Reflection is, in my opinion, a double-edged sword. The process of reflecting is a worthwhile one, but it can bring illumination and affirmation in one breath, disappointment and frustration in another. Either way, our work demands reflection of us. Question is, how best to do it, when do we do it and how do we get the most out of it so all benefit?

 

7 thoughts on “The Double-Edged Sword of Reflection

  1. Peter A Barnard

    I am not sure I agree although I know where you are coming from. Refelection is tricky and not a discipline as claimed by Senge. Everyone reflects but even our reflection is contextually influenced. Those who reflect within linear systems tens to rationalise accordingly….reflection works best when the cultural assumptions that garners it are exposed to the light of day and shown to be wrong. In a linear system the defining characteristics of care are warped semantically to suit. I see this again and again in every linear school I visit.

  2. “Question is, how best to do it, when do we do it and how do we get the most out of it so all benefit?”

    Like much else in teaching (or any endeavour that is based on human relationship) – it depends. And because we do so much of it, it may be also healthy to ask “how/when NOT to do it?” and “what/who is this reflection FOR?”.

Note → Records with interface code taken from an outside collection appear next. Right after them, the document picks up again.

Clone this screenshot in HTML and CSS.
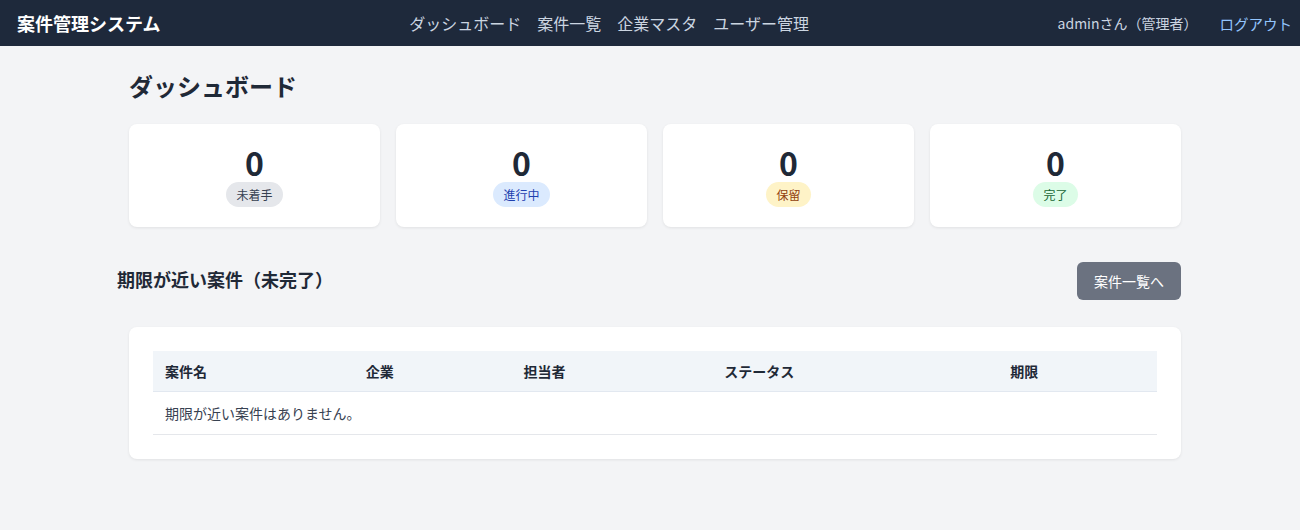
FILE: index.html
```html
<!DOCTYPE html>
<html lang="ja">

<head>
    <meta charset="UTF-8">
    <meta name="viewport" content="width=device-width, initial-scale=1.0">
    <title>ダッシュボード - 案件管理システム</title>
    <link rel="stylesheet" href="styles.css">
</head>

<body>
    <header class="navbar">
        <a class="brand" href="#">案件管理システム</a>
        <nav class="nav-links">
            <a href="#">ダッシュボード</a>
            <a href="#">案件一覧</a>
            <a href="#">企業マスタ</a>
            <a href="#">ユーザー管理</a>
        </nav>
        <div class="nav-user">
            <span class="user-name">adminさん（管理者）</span>
            <a class="logout" href="#">ログアウト</a>
        </div>
    </header>

    <main>
        <h1>ダッシュボード</h1>

        <div class="stats">
            <div class="stat-card">
                <div class="stat-num">0</div>
                <span class="badge badge-gray">未着手</span>
            </div>
            <div class="stat-card">
                <div class="stat-num">0</div>
                <span class="badge badge-blue">進行中</span>
            </div>
            <div class="stat-card">
                <div class="stat-num">0</div>
                <span class="badge badge-yellow">保留</span>
            </div>
            <div class="stat-card">
                <div class="stat-num">0</div>
                <span class="badge badge-green">完了</span>
            </div>
        </div>

        <div class="section-head">
            <h2>期限が近い案件（未完了）</h2>
            <a class="btn" href="#">案件一覧へ</a>
        </div>

        <div class="card">
            <table>
                <thead>
                    <tr>
                        <th class="col-name">案件名</th>
                        <th class="col-company">企業</th>
                        <th class="col-owner">担当者</th>
                        <th class="col-status">ステータス</th>
                        <th class="col-due">期限</th>
                    </tr>
                </thead>
                <tbody>
                    <tr>
                        <td colspan="5">期限が近い案件はありません。</td>
                    </tr>
                </tbody>
            </table>
        </div>
    </main>
</body>

</html>
```

FILE: styles.css
```css
body {
    font-family: "Noto Sans CJK JP", "Noto Sans", sans-serif;
    margin: 0;
    padding: 0;
    background-color: #f3f4f6;
    color: #1f2937;
}

a {
    text-decoration: none;
}

.navbar {
    background-color: #1e293b;
    height: 46px;
    padding: 0 8px 0 17px;
    display: flex;
    align-items: center;
    justify-content: space-between;
}

.brand {
    color: #fff;
    font-size: 18px;
    font-weight: bold;
}

.nav-links {
    display: flex;
    gap: 16px;
}

.nav-links a {
    color: #cbd5e1;
    font-size: 16px;
}

.nav-user {
    display: flex;
    align-items: center;
    gap: 22px;
    font-size: 14px;
}

.user-name {
    color: #cbd5e1;
}

.logout {
    color: #93c5fd;
    font-size: 14.5px;
}

main {
    padding: 24px 119px 40px 129px;
}

h1 {
    font-size: 24px;
    line-height: 32px;
    margin: 0 0 22px;
    color: #1f2937;
}

.stats {
    display: grid;
    grid-template-columns: repeat(4, 1fr);
    gap: 16px;
}

.stat-card {
    background-color: #fff;
    border-radius: 8px;
    box-shadow: 0 1px 3px rgba(0, 0, 0, 0.08);
    padding: 20px;
    text-align: center;
}

.stat-num {
    font-size: 32px;
    font-weight: bold;
    line-height: 1.15;
    color: #1f2937;
}

.badge {
    display: inline-block;
    font-size: 12px;
    line-height: 17px;
    padding: 4px 10px;
    border-radius: 999px;
}

.badge-gray {
    background-color: #e5e7eb;
    color: #374151;
}

.badge-blue {
    background-color: #dbeafe;
    color: #1e40af;
}

.badge-yellow {
    background-color: #fef3c7;
    color: #92400e;
}

.badge-green {
    background-color: #dcfce7;
    color: #166534;
}

.section-head {
    display: flex;
    align-items: center;
    justify-content: space-between;
    margin: 35px 0 27px;
}

.section-head h2 {
    font-size: 18px;
    line-height: 24px;
    margin: -3px 0 0 -12px;
    color: #1f2937;
}

.btn {
    background-color: #6b7280;
    color: #fff;
    font-size: 14px;
    line-height: 38px;
    padding: 0 17px;
    border-radius: 6px;
}

.card {
    background-color: #fff;
    border-radius: 8px;
    box-shadow: 0 1px 3px rgba(0, 0, 0, 0.08);
    padding: 24px;
}

table {
    width: 100%;
    border-collapse: collapse;
    table-layout: fixed;
    font-size: 14px;
}

th {
    text-align: left;
    background-color: #f1f5f9;
    border-bottom: 1px solid #e2e8f0;
    padding: 12px;
    line-height: 16px;
    color: #1f2937;
}

td {
    padding: 12px;
    line-height: 18px;
    border-bottom: 1px solid #e5e7eb;
    color: #374151;
}

.col-name {
    width: 20%;
}

.col-company {
    width: 15.2%;
}

.col-owner {
    width: 20%;
}

.col-status {
    width: 29.5%;
}

.col-due {
    width: 15.3%;
}
```
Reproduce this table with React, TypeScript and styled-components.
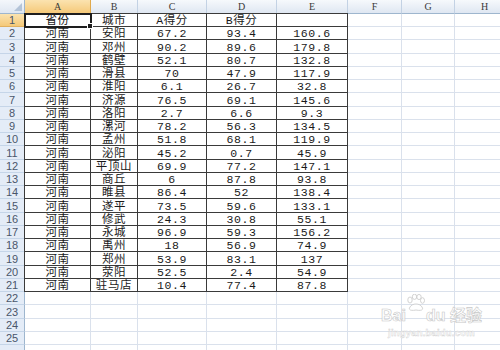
import styled, { createGlobalStyle, css } from 'styled-components';

const GlobalStyle = createGlobalStyle`
  html, body {
    margin: 0;
    padding: 0;
    background: #ffffff;
  }
  body {
    width: 500px;
    height: 350px;
    overflow: hidden;
  }
`;

const COLS = ['A', 'B', 'C', 'D', 'E', 'F', 'G', 'H'];
const ROW_COUNT = 26;
const ROW_H = 13.24;

// rows are not whole pixels in the screenshot, so spread the rounding
const rowHeights = Array.from({ length: ROW_COUNT }, (_, i) =>
  Math.round((i + 1) * ROW_H) - Math.round(i * ROW_H)
);

const data: string[][] = [
  ['省份', '城市', 'A得分', 'B得分', ''],
  ['河南', '安阳', '67.2', '93.4', '160.6'],
  ['河南', '邓州', '90.2', '89.6', '179.8'],
  ['河南', '鹤壁', '52.1', '80.7', '132.8'],
  ['河南', '滑县', '70', '47.9', '117.9'],
  ['河南', '淮阳', '6.1', '26.7', '32.8'],
  ['河南', '济源', '76.5', '69.1', '145.6'],
  ['河南', '洛阳', '2.7', '6.6', '9.3'],
  ['河南', '漯河', '78.2', '56.3', '134.5'],
  ['河南', '孟州', '51.8', '68.1', '119.9'],
  ['河南', '泌阳', '45.2', '0.7', '45.9'],
  ['河南', '平顶山', '69.9', '77.2', '147.1'],
  ['河南', '商丘', '6', '87.8', '93.8'],
  ['河南', '睢县', '86.4', '52', '138.4'],
  ['河南', '遂平', '73.5', '59.6', '133.1'],
  ['河南', '修武', '24.3', '30.8', '55.1'],
  ['河南', '永城', '96.9', '59.3', '156.2'],
  ['河南', '禹州', '18', '56.9', '74.9'],
  ['河南', '郑州', '53.9', '83.1', '137'],
  ['河南', '荥阳', '52.5', '2.4', '54.9'],
  ['河南', '驻马店', '10.4', '77.4', '87.8'],
];

const Frame = styled.div`
  position: relative;
  width: 500px;
  height: 350px;
  overflow: hidden;
`;

const Sheet = styled.div<{ $rows: string }>`
  display: grid;
  grid-template-columns: 25px 66px 47px 69px 70px 71px 54px 53px 60px;
  grid-template-rows: ${(p) => p.$rows};
`;

const Corner = styled.div`
  position: relative;
  box-sizing: border-box;
  background: linear-gradient(#f4f7fb, #dfe7f2);
  border-right: 1px solid #9eb6ce;
  border-bottom: 1px solid #9eb6ce;

  &::after {
    content: '';
    position: absolute;
    right: 2px;
    bottom: 2px;
    border-left: 8px solid transparent;
    border-bottom: 8px solid #b4c4d8;
  }
`;

const ColHeader = styled.div<{ $active?: boolean }>`
  box-sizing: border-box;
  display: flex;
  align-items: center;
  justify-content: center;
  font-family: 'Liberation Serif', serif;
  font-size: 10px;
  color: #3a3a3a;
  background: linear-gradient(#f6f9fc, #dfe7f2);
  border-right: 1px solid #c3d2e4;
  border-bottom: 1px solid #9eb6ce;
  ${(p) =>
    p.$active &&
    css`
      background: linear-gradient(#fbe3b0, #f5c979);
      border-right-color: #e0a94c;
      border-bottom-color: #c99a48;
    `}
`;

const RowHeader = styled.div<{ $active?: boolean }>`
  box-sizing: border-box;
  display: flex;
  align-items: center;
  justify-content: center;
  font-family: 'Liberation Sans', sans-serif;
  font-size: 11px;
  color: #4a566a;
  background: #e4ecf7;
  border-right: 1px solid #9eb6ce;
  border-bottom: 1px solid #c5d5e8;
  ${(p) =>
    p.$active &&
    css`
      background: linear-gradient(#fbe3b0, #f5c979);
      border-bottom-color: #e0b060;
    `}
`;

const Cell = styled.div<{ $boxed?: boolean; $left?: boolean; $top?: boolean; $selected?: boolean }>`
  position: relative;
  box-sizing: border-box;
  display: flex;
  align-items: center;
  justify-content: center;
  white-space: nowrap;
  font-family: 'Liberation Mono', 'Noto Sans CJK SC', monospace;
  font-size: 11.5px;
  letter-spacing: 0.6px;
  line-height: 13px;
  padding-top: 1px;
  color: #1a1a1a;
  border-right: 1px solid #dae1ec;
  border-bottom: 1px solid #dae1ec;
  ${(p) =>
    p.$boxed &&
    css`
      border-right-color: #3a3a3a;
      border-bottom-color: #3a3a3a;
    `}
  box-shadow: ${(p) =>
    [p.$left && '-1px 0 0 #3a3a3a', p.$top && '0 -1px 0 #3a3a3a'].filter(Boolean).join(', ') || 'none'};
  ${(p) =>
    p.$selected &&
    css`
      z-index: 2;
      outline: 2px solid #1e1e1e;
      outline-offset: -1px;
      &::after {
        content: '';
        position: absolute;
        right: -3px;
        bottom: -3px;
        width: 4px;
        height: 4px;
        background: #1e1e1e;
        border: 1px solid #fff;
      }
    `}
`;

const Watermark = styled.div`
  position: absolute;
  left: 381px;
  top: 294px;
  display: flex;
  flex-direction: column;
  align-items: center;
  pointer-events: none;
  color: rgba(255, 255, 255, 0.85);
`;

const MarkLine = styled.div`
  display: flex;
  align-items: flex-end;
  font-family: 'Liberation Sans', 'Noto Sans CJK SC', sans-serif;
  font-weight: bold;
  font-size: 16px;
  line-height: 16px;
  -webkit-text-stroke: 0.6px #c8c8c8;
`;

const MarkSub = styled.div`
  margin-top: 3px;
  font-family: 'Liberation Sans', sans-serif;
  font-weight: bold;
  font-size: 9.5px;
  letter-spacing: 0.2px;
  -webkit-text-stroke: 0.4px #cfcfcf;
`;

const Paw = () => (
  <svg width="20" height="30" viewBox="0 0 20 30" fill="rgba(255,255,255,0.8)" stroke="#c8c8c8" strokeWidth="0.8">
    <ellipse cx="4" cy="6" rx="2.2" ry="3" />
    <ellipse cx="8.5" cy="2.8" rx="2.2" ry="2.6" />
    <ellipse cx="13" cy="3" rx="2.2" ry="2.6" />
    <ellipse cx="16.5" cy="6.5" rx="2" ry="2.8" />
    <path d="M4 13 C6 9 14 9 16 13 C18 16 15 17 10 16 C5 17 2 16 4 13 Z" />
  </svg>
);

export default function App() {
  const rows = ['14px', ...rowHeights.map((h) => `${h}px`)].join(' ');

  return (
    <Frame>
      <GlobalStyle />
      <Sheet $rows={rows}>
        <Corner />
        {COLS.map((c, i) => (
          <ColHeader key={c} $active={i === 0}>
            {c}
          </ColHeader>
        ))}
        {rowHeights.map((_, r) => {
          const rowData = data[r];
          // the last row is only a sliver at the window edge
          const label = r < ROW_COUNT - 1 ? r + 1 : '';
          return [
            <RowHeader key={`h${r}`} $active={r === 0}>
              {label}
            </RowHeader>,
            ...COLS.map((c, ci) => {
              const boxed = !!rowData && ci < 5;
              return (
                <Cell
                  key={`${c}${r}`}
                  $boxed={boxed}
                  $left={boxed && ci === 0}
                  $top={boxed && r === 0}
                  $selected={r === 0 && ci === 0}
                >
                  {boxed ? rowData[ci] : ''}
                </Cell>
              );
            }),
          ];
        })}
      </Sheet>
      <Watermark>
        <MarkLine>
          <span>Bai</span>
          <Paw />
          <span>du 经验</span>
        </MarkLine>
        <MarkSub>jingyan.baidu.com</MarkSub>
      </Watermark>
    </Frame>
  );
}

    As for care – it is essential in our profession but also a trap if giving too much, too little, too soon, too late. It…well, depends. 😉

    Cheers John, good post.

    Tomaz

    • That is a great point for me to reflect on 🙂 How do we discern when/what to reflect on … That’s got me thinking!

      Cheers Tomaz.

  3. Denise Lombardo

    Resoundingly true…will be sharing this with some colleagues. Thank you!

    • Thank you very much Denise. I hope you colleagues enjoyed it? Sorry for the lag-time with responding.
      Jon

  4. Another great post! I have this quote up in my office to remind me why my role as coach is so powerful …

    “We do not learn from experience… we learn from reflecting on experience.”
    ― John Dewey

    • Thanks Naketa. I am rubbish at replying to comments left 🙁 But, I really appreciate you taking the time and reading them.